In-reactor creep of Zr-2.5 at % Nb

Abstract

Tensile specimens of heat treated Zr-2.5 at % Nb rod have been tested under constant creep loads both unirradiated and during neutron irradiation. No significant differences were found in creep rates for temperatures of 350, 375 and 400 °C. The in-reactor creep rates were faster at 300 °C and stresses of 25.6, 31.6, and 38.7 kg/mm 2 and at 320 °C and 38.7 kg/mm 2 than the corresponding unirradiated control creep rates. The total creep rate during irradiation under these stresses and temperatures can be expressed by the equation: ε = ε u + ε i , where ε is the measured in-reactor creep rate, ε u is the unirradiated control creep rate, and ε i is the increase in creep rate due to neutron irradiation. The values of ε i show little if any dependence upon stress or temperature. The activation energy for creep Q c , determined for a stress of 38.7 kg/mm 2 is approximately 60 000 cal/ mole. Due to the contribution of ε i there is an apparent decrease in the activation energy at the lower strain rates.
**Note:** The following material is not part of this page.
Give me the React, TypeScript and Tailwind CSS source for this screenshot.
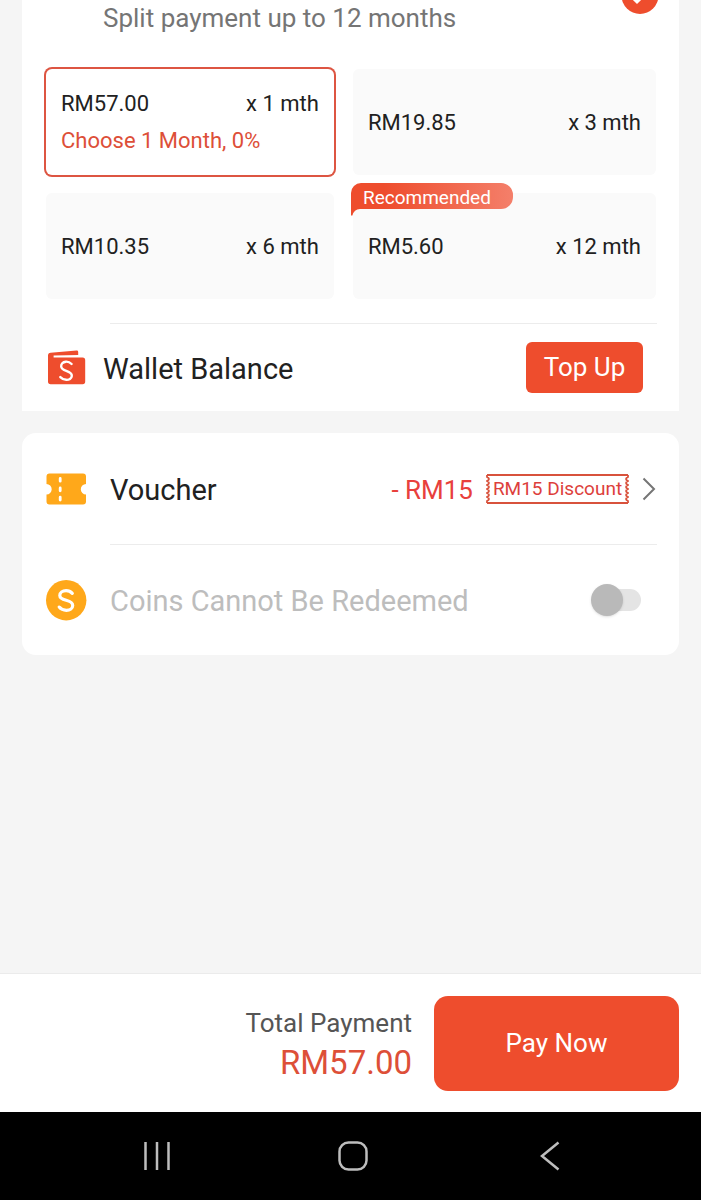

There is also a decrease in the activation energy of the control data at lower stresses and temperatures which may be due to measurement of faster primary creep rates instead of minimum creep rates, or a different creep process which has a lower activation energy. The mechanism for the increased creep rate during irradiation observed at 300 and 320 °C is tentatively proposed to be due to growth of stress oriented dislocation loops limited by the generation rate of point defects. The possibility of the increased creep rate resulting from a non-conservative dislocation mechanism limited by point defects produced by irradiation is not excluded. The mechanism of the creep represented by an activation energy of approximately 60 000 cal/mole is most likely a diffusion controlled process such as dislocation climb or non-conservative motion of jogs in screw dislocations.